Bank of Ireland has been fined by the regulator over failings that led to a client losing money in a fraud attack and because it failed to inform the Central Bank about the incident.
he bank was also found to have failed to notify the Gardaí until the Central Bank discovered what had happened. It was fined €1.66m.
Regulators said Bank of Ireland's failure to be open and transparent had the effect of misleading the Central Bank and "materially added to the time it took to investigate this case".
The Central Bank's investigation arose from a cyber-fraud incident that occurred in September, 2014.
It discovered a reference to the incident in an operational incident log.
A fraudster impersonated a client and Bank of Ireland Private Banking responded by making two payments to a third-party account totalling €106,430.
One payment was from a client's personal current account, the other from the private bank's own funds.
According to the regulator, Bank of Ireland Private Banking immediately reimbursed the client.
During a risk assessment of the private bank in 2015, the Central Bank discovered a reference to the incident in an operational incident log.
The fraudster engaged in "email hijacking".
This is the hacking of a client's e-mail account and re-directing e-mails coming from the bank to a mirror image e-mail account secretly set up by the fraudster to intercept communications coming from Bank of Ireland Private Banking.
The fraudster also engaged in "social engineering" in communications with staff at the bank.
This involved making reference to the purchase of a property, the name of the client's solicitor, and similar terminology to that used by the client in other emails.
The bank had not reported the cyber-fraud to An Garda Síochána, and only did so at the request of the Central Bank over one year after the incident.
The probe found failings including inadequate systems and controls to minimise the risk of loss from fraud, inadequate governance, oversight and ongoing review of the systems and control environment, and a lack of staff training.
The Central Bank determined the appropriate fine to be €2.3m, which was cut by 30pc in accordance with the settlement discount scheme provided for in the Central Bank's administrative sanctions procedure.

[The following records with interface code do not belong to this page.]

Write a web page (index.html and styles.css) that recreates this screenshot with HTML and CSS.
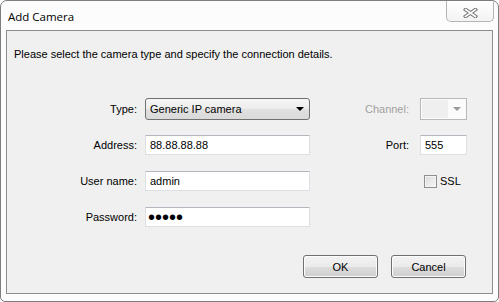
FILE: index.html
```html
<!DOCTYPE html>
<html lang="en">
<head>
  <meta charset="UTF-8" />
  <title>Add Camera</title>
  <link rel="stylesheet" href="styles.css">
</head>
<body>
  <div class="window">
    <div class="titlebar">
      <span class="title">Add Camera</span>
      <div class="close-btn">
        <svg width="15" height="10" viewBox="0 0 15 10">
          <path d="M2.5 1.5 L12.5 8.5 M12.5 1.5 L2.5 8.5" stroke="#767676" stroke-width="3.6" stroke-linecap="square" fill="none"/>
          <path d="M2.5 1.5 L12.5 8.5 M12.5 1.5 L2.5 8.5" stroke="#ffffff" stroke-width="1.6" stroke-linecap="square" fill="none"/>
        </svg>
      </div>
    </div>

    <div class="client">
      <p class="intro">Please select the camera type and specify the connection details.</p>

      <div class="form-grid">
        <label class="lbl">Type:</label>
        <div class="combo">
          <span>Generic IP camera</span>
          <span class="arrow"></span>
        </div>
        <label class="lbl lbl-right disabled">Channel:</label>
        <div class="combo-disabled">
          <span class="combo-fill"></span>
          <span class="arrow arrow-gray"></span>
        </div>

        <label class="lbl">Address:</label>
        <input class="field" type="text" value="88.88.88.88" readonly>
        <label class="lbl lbl-right">Port:</label>
        <input class="field" type="text" value="555" readonly>

        <label class="lbl">User name:</label>
        <input class="field" type="text" value="admin" readonly>
        <span></span>
        <div class="check-row">
          <span class="checkbox"></span>
          <span>SSL</span>
        </div>

        <label class="lbl">Password:</label>
        <input class="field pass" type="password" value="12345" readonly>
      </div>

      <div class="buttons">
        <button class="btn">OK</button>
        <button class="btn">Cancel</button>
      </div>
    </div>
  </div>
</body>
</html>
```

FILE: styles.css
```css
body { margin: 0; background: #fff; font-family: "Liberation Sans", Arial, sans-serif; font-size: 11px; color: #000; }

.window {
  position: relative;
  width: 499px;
  height: 302px;
  box-sizing: border-box;
  border: 1px solid #7d7d7d;
  border-radius: 7px 7px 5px 5px;
  background: #fcfcfc;
}

.titlebar { height: 29px; padding-left: 7px; display: flex; align-items: center; }
.title { font-family: "Open Sans", sans-serif; font-size: 11.5px; color: #000; margin-top: 1px; }

.close-btn {
  position: absolute;
  top: 0;
  right: 4px;
  width: 46px;
  height: 20px;
  border: 1px solid #b5b5b5;
  border-top: none;
  border-radius: 0 0 5px 5px;
  background: linear-gradient(#ffffff, #f3f3f3);
  display: flex;
  align-items: center;
  justify-content: center;
}
.close-btn svg { margin-top: 3px; }

.client {
  margin: 0 5px 0 5px;
  height: 264px;
  box-sizing: border-box;
  border: 1px solid #8c8c8c;
  background: #f0f0f0;
}

.intro { margin: 16px 0 0 7px; line-height: 14px; }

.form-grid {
  margin-top: 30px;
  display: grid;
  grid-template-columns: 130px 165px 94px 47px;
  grid-auto-rows: 36px;
  column-gap: 8px;
  align-items: center;
}

.lbl { text-align: right; }
.lbl-right { padding-right: 3px; }
.disabled { color: #a0a0a0; }

.combo {
  height: 22px;
  box-sizing: border-box;
  border: 1px solid #707070;
  border-radius: 3px;
  background: linear-gradient(#f6f6f6 0%, #ececec 50%, #e0e0e0 51%, #dadada 100%);
  display: flex;
  align-items: center;
  justify-content: space-between;
  padding: 0 5px 0 4px;
}

.arrow {
  width: 0;
  height: 0;
  border-left: 4px solid transparent;
  border-right: 4px solid transparent;
  border-top: 4px solid #000;
}
.arrow-gray { border-top-color: #9a9a9a; margin-right: 4px; }

.combo-disabled {
  height: 22px;
  box-sizing: border-box;
  border: 1px solid #b8b8b8;
  background: #fbfbfb;
  display: flex;
  align-items: center;
  justify-content: space-between;
  padding: 1px;
}
.combo-fill { width: 26px; height: 100%; background: #efefef; }

.field {
  height: 20px;
  box-sizing: border-box;
  margin: 0;
  border: 1px solid #dcdfe4;
  border-top-color: #b3b6bc;
  background: #fff;
  font-family: "Liberation Sans", Arial, sans-serif;
  font-size: 11px;
  color: #000;
  padding: 0 4px;
  outline: none;
}
.pass { font-size: 20px; letter-spacing: 0; padding-left: 2px; }

.check-row { display: flex; align-items: center; gap: 3px; padding-left: 4px; }
.checkbox {
  width: 13px;
  height: 13px;
  box-sizing: border-box;
  border: 1px solid #8f8f8f;
  background: linear-gradient(135deg, #dcdcdc, #f7f7f7);
  box-shadow: inset 0 0 0 1px #f4f4f4;
}

.buttons {
  margin-top: 20px;
  display: flex;
  justify-content: flex-end;
  gap: 13px;
  padding-right: 26px;
}

.btn {
  width: 75px;
  height: 23px;
  box-sizing: border-box;
  border: 1px solid #707070;
  border-radius: 3px;
  background: linear-gradient(#f2f2f2 0%, #ebebeb 50%, #dddddd 51%, #cfcfcf 100%);
  box-shadow: inset 0 0 0 1px #fcfcfc;
  font-family: "Liberation Sans", Arial, sans-serif;
  font-size: 11px;
  color: #000;
  padding: 0;
}
```
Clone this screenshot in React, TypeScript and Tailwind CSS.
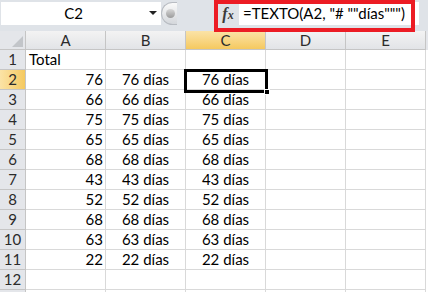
const cols = ['A', 'B', 'C', 'D', 'E']
const values = [76, 66, 75, 65, 68, 43, 52, 68, 63, 22]

const font = { fontFamily: 'Lato, "Open Sans", sans-serif' }

function ColHeader({ label, active }: { label: string; active?: boolean }) {
  return (
    <div
      className={`flex h-[19px] w-[80px] items-center justify-center border-r border-b border-[#c5c5c5] text-[15px] ${
        active
          ? 'bg-gradient-to-b from-[#fbe3a6] to-[#f5c95e] text-[#2b2b2b]'
          : 'bg-gradient-to-b from-[#f3f3f3] to-[#e2e4e7] text-[#2b2b2b]'
      }`}
    >
      {label}
    </div>
  )
}

function RowHeader({ n, active }: { n?: number; active?: boolean }) {
  return (
    <div
      className={`flex h-[20px] w-[26px] items-center justify-center border-r border-b border-[#c5c5c5] text-[15px] ${
        active
          ? 'bg-gradient-to-r from-[#fbe3a6] to-[#f5c95e] text-[#2b2b2b]'
          : 'bg-[#e4e6ea] text-[#2b2b2b]'
      }`}
    >
      {n}
    </div>
  )
}

function Cell({
  children,
  align = 'center',
}: {
  children?: React.ReactNode
  align?: 'left' | 'right' | 'center'
}) {
  const a =
    align === 'right' ? 'justify-end pr-[2px]' : align === 'left' ? 'justify-start pl-[3px]' : 'justify-center'
  return (
    <div
      className={`flex h-[20px] w-[80px] items-center border-r border-b border-[#d9d9d9] bg-white text-[15px] text-black ${a}`}
    >
      {children}
    </div>
  )
}

export default function App() {
  return (
    <div className="relative h-[292px] w-[428px] overflow-hidden bg-white" style={font}>
      {/* barra de fórmulas */}
      <div className="flex h-[31px] bg-[#dfe3e8] pt-[2px] pb-[6px]">
        <div className="relative ml-[1px] flex h-[23px] w-[160px] items-center justify-center bg-white text-[15px] text-black">
          <span className="-ml-[15px]">C2</span>
          <span className="absolute right-[4px] top-[9px] h-0 w-0 border-x-[4px] border-t-[4px] border-x-transparent border-t-[#222]" />
        </div>
        <div className="flex h-[23px] w-[16px] items-center rounded-l-full border border-r-0 border-[#b8bcc2] bg-gradient-to-b from-[#fafafa] to-[#d4d7db] pl-[4px]">
          <span className="h-[9px] w-[9px] rounded-full bg-gradient-to-b from-[#d8d8d8] to-[#9b9b9b]" />
        </div>
        <div className="w-[41px]" />
        <div
          className="h-[23px] w-[20px] pt-[2px] text-center text-[16px] font-bold italic leading-[20px] text-[#3a3a3a]"
          style={{ fontFamily: '"Liberation Serif", serif' }}
        >
          f<span className="text-[12px]">x</span>
        </div>
        <div className="ml-[1px] flex h-[23px] w-[180px] items-center bg-white pl-[4px] text-[15px] text-black">
          =TEXTO(A2, "# ""días""")
        </div>
      </div>

      {/* recuadro rojo */}
      <div className="absolute left-[214px] top-0 h-[32px] w-[201px] border-[4px] border-[#ec1c24]" />

      {/* cabecera de columnas */}
      <div className="flex">
        <div className="relative h-[19px] w-[26px] border-r border-b border-[#c5c5c5] bg-[#e4e6ea]">
          <svg className="absolute right-[2px] bottom-[2px]" width="11" height="11" viewBox="0 0 11 11">
            <polygon points="11,0 11,11 0,11" fill="#c2c5c9" />
          </svg>
        </div>
        {cols.map((c) => (
          <ColHeader key={c} label={c} active={c === 'C'} />
        ))}
        <div className="h-[19px] flex-1 bg-[#e4e6ea]" />
      </div>

      {/* filas */}
      <div className="flex">
        <RowHeader n={1} />
        <Cell align="left">Total</Cell>
        <Cell />
        <Cell />
        <Cell />
        <Cell />
      </div>
      {values.map((v, i) => (
        <div key={i} className="flex">
          <RowHeader n={i + 2} active={i === 0} />
          <Cell align="right">{v}</Cell>
          <Cell>{v} días</Cell>
          <Cell>{v} días</Cell>
          <Cell />
          <Cell />
        </div>
      ))}
      <div className="flex">
        <RowHeader n={12} />
        <Cell />
        <Cell />
        <Cell />
        <Cell />
        <Cell />
      </div>
      <div className="flex">
        <RowHeader />
        <Cell />
        <Cell />
        <Cell />
        <Cell />
        <Cell />
      </div>

      {/* celda activa C2 */}
      <div className="absolute left-[184px] top-[69px] h-[24px] w-[84px] border-[3px] border-black">
        <span className="absolute -right-[5px] -bottom-[5px] h-[6px] w-[6px] border border-white bg-black" />
      </div>
    </div>
  )
}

Central Bank director of enforcement and anti-money laundering Seána Cunningham said Bank of Ireland Private Banking's failure to be open and transparent had the effect of misleading the Central Bank in the course of the investigation.
Bank of Ireland apologised and said it regrets the circumstances of the incident and the weaknesses in internal controls and procedures that it highlighted.
The bank said it has learnt lessons from this incident and has taken a range of actions arising from the issue.
Bank of Ireland Private Banking Ltd was fully integrated into Bank of Ireland Group in 2017.